Information supplied:

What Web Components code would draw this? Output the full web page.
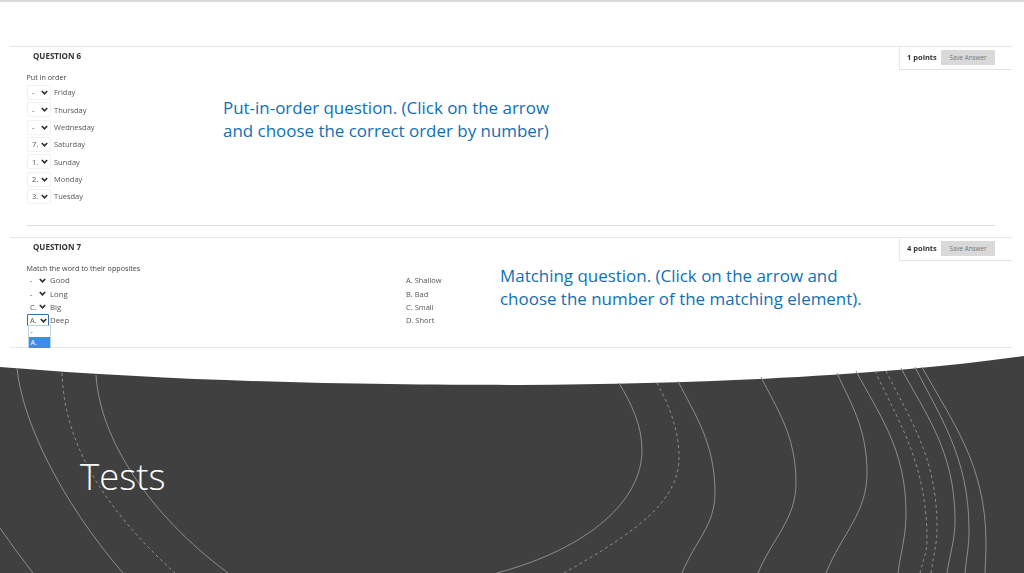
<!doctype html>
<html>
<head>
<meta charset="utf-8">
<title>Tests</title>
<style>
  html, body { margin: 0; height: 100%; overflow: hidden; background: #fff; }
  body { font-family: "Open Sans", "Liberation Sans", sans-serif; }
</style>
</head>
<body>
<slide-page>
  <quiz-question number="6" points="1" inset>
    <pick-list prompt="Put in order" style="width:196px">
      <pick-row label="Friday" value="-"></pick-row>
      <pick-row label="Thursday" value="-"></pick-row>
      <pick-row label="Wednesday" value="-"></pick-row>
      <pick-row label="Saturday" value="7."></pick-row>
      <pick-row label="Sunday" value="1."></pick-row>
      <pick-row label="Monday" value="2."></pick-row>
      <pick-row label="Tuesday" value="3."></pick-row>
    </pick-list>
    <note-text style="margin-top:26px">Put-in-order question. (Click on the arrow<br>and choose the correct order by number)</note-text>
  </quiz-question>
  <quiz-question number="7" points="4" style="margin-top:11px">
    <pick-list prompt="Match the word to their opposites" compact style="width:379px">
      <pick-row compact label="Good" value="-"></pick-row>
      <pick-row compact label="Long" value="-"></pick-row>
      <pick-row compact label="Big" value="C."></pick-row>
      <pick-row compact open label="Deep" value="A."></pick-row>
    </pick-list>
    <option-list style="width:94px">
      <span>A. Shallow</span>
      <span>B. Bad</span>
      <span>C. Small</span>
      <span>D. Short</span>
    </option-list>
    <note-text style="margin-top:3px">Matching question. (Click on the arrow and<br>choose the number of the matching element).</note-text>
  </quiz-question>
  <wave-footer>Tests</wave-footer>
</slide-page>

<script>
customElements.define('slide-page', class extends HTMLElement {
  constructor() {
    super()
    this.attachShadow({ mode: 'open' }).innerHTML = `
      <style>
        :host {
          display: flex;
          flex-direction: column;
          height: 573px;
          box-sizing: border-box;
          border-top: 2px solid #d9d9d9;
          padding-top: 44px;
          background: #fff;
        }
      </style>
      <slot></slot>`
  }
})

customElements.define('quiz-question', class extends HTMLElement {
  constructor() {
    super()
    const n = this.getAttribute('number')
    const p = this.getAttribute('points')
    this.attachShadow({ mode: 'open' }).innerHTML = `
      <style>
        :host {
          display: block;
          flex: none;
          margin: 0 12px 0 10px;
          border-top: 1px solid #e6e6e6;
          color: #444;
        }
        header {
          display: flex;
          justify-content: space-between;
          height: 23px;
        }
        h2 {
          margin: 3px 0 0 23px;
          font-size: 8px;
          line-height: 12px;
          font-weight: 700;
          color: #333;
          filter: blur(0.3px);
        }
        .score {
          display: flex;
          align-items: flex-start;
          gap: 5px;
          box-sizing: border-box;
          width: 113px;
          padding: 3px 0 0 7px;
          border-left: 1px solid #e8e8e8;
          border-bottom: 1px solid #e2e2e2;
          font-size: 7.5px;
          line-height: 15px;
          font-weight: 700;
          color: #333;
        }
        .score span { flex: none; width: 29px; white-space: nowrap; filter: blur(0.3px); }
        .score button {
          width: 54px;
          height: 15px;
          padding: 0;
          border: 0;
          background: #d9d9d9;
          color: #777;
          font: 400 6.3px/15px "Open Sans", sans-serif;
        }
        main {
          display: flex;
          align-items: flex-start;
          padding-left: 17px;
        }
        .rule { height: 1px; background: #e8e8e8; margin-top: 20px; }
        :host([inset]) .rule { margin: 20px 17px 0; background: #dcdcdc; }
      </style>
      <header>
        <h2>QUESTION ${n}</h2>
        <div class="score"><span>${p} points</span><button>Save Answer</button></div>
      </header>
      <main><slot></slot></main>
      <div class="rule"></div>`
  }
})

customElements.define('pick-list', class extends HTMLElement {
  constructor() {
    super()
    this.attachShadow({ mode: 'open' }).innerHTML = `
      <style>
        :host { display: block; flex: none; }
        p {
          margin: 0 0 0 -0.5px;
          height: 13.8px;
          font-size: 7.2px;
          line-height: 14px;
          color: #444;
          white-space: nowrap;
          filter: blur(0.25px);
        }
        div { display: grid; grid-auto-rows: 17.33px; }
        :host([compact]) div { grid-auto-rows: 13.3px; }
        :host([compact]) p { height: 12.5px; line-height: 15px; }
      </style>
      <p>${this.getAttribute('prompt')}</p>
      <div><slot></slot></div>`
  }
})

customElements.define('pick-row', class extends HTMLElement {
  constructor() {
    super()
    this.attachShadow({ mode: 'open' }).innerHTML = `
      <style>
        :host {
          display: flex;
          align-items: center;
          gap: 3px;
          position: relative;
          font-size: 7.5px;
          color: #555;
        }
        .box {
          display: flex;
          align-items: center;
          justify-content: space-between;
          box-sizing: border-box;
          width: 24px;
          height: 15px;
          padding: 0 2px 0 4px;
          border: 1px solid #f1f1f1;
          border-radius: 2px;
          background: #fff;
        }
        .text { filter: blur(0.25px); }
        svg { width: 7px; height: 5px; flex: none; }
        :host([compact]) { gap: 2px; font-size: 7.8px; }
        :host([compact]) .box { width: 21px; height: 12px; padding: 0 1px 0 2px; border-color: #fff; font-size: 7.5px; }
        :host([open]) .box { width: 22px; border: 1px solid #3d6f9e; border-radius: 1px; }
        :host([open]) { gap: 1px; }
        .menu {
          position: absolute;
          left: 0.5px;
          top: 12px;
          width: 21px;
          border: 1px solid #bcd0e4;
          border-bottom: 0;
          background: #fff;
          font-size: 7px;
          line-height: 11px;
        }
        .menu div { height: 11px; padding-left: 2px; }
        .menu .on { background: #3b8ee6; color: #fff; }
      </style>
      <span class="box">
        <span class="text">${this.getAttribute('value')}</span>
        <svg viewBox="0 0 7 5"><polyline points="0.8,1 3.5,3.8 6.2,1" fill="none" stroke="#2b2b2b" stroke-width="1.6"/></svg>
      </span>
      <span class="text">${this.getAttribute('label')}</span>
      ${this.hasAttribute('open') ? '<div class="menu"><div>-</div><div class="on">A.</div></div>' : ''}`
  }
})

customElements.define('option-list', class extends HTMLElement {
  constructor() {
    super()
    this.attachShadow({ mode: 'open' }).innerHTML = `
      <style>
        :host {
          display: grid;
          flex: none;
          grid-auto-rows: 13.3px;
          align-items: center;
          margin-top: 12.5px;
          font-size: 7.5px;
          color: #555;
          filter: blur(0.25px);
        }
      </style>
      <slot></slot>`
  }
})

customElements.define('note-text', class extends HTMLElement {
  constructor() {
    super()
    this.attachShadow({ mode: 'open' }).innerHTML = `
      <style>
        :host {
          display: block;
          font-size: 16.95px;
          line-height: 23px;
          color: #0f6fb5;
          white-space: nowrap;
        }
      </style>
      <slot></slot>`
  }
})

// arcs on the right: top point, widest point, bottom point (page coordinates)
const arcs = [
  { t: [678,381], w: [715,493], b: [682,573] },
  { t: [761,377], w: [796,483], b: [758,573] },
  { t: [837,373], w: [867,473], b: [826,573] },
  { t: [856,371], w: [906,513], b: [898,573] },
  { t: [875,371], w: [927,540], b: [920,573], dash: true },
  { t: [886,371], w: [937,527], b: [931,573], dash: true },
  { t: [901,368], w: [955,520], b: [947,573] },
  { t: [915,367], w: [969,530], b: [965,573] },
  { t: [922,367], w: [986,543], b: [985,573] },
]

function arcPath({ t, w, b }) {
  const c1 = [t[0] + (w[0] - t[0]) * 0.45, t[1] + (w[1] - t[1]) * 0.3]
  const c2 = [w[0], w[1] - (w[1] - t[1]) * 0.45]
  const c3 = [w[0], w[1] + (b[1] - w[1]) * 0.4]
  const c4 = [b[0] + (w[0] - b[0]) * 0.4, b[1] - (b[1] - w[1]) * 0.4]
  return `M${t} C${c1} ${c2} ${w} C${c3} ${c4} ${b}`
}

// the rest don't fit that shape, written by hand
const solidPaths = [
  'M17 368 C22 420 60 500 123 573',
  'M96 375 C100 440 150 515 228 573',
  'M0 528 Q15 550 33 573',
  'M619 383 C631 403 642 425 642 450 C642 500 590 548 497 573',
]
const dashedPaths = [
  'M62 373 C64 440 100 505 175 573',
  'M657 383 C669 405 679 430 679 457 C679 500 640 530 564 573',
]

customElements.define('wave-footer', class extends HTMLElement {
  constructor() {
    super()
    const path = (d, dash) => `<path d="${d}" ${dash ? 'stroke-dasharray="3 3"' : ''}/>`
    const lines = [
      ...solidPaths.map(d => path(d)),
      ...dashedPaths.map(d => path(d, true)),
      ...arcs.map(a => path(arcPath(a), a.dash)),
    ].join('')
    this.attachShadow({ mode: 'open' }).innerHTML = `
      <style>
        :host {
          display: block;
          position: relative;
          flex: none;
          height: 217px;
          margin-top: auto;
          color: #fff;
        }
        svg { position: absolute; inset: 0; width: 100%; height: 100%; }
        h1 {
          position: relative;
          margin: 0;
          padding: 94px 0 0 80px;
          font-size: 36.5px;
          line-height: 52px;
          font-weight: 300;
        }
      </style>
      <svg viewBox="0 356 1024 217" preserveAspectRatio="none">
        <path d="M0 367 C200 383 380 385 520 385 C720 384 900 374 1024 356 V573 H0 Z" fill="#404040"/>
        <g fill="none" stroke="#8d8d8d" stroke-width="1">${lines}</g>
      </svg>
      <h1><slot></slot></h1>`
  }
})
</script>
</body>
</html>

Your task:
Without any pictures, reproduce the lines from the first one in the material through the line that has "</slide-page>", exactly as they appear.

Solution to this task:
What Web Components code would draw this? Output the full web page.
<!doctype html>
<html>
<head>
<meta charset="utf-8">
<title>Tests</title>
<style>
  html, body { margin: 0; height: 100%; overflow: hidden; background: #fff; }
  body { font-family: "Open Sans", "Liberation Sans", sans-serif; }
</style>
</head>
<body>
<slide-page>
  <quiz-question number="6" points="1" inset>
    <pick-list prompt="Put in order" style="width:196px">
      <pick-row label="Friday" value="-"></pick-row>
      <pick-row label="Thursday" value="-"></pick-row>
      <pick-row label="Wednesday" value="-"></pick-row>
      <pick-row label="Saturday" value="7."></pick-row>
      <pick-row label="Sunday" value="1."></pick-row>
      <pick-row label="Monday" value="2."></pick-row>
      <pick-row label="Tuesday" value="3."></pick-row>
    </pick-list>
    <note-text style="margin-top:26px">Put-in-order question. (Click on the arrow<br>and choose the correct order by number)</note-text>
  </quiz-question>
  <quiz-question number="7" points="4" style="margin-top:11px">
    <pick-list prompt="Match the word to their opposites" compact style="width:379px">
      <pick-row compact label="Good" value="-"></pick-row>
      <pick-row compact label="Long" value="-"></pick-row>
      <pick-row compact label="Big" value="C."></pick-row>
      <pick-row compact open label="Deep" value="A."></pick-row>
    </pick-list>
    <option-list style="width:94px">
      <span>A. Shallow</span>
      <span>B. Bad</span>
      <span>C. Small</span>
      <span>D. Short</span>
    </option-list>
    <note-text style="margin-top:3px">Matching question. (Click on the arrow and<br>choose the number of the matching element).</note-text>
  </quiz-question>
  <wave-footer>Tests</wave-footer>
</slide-page>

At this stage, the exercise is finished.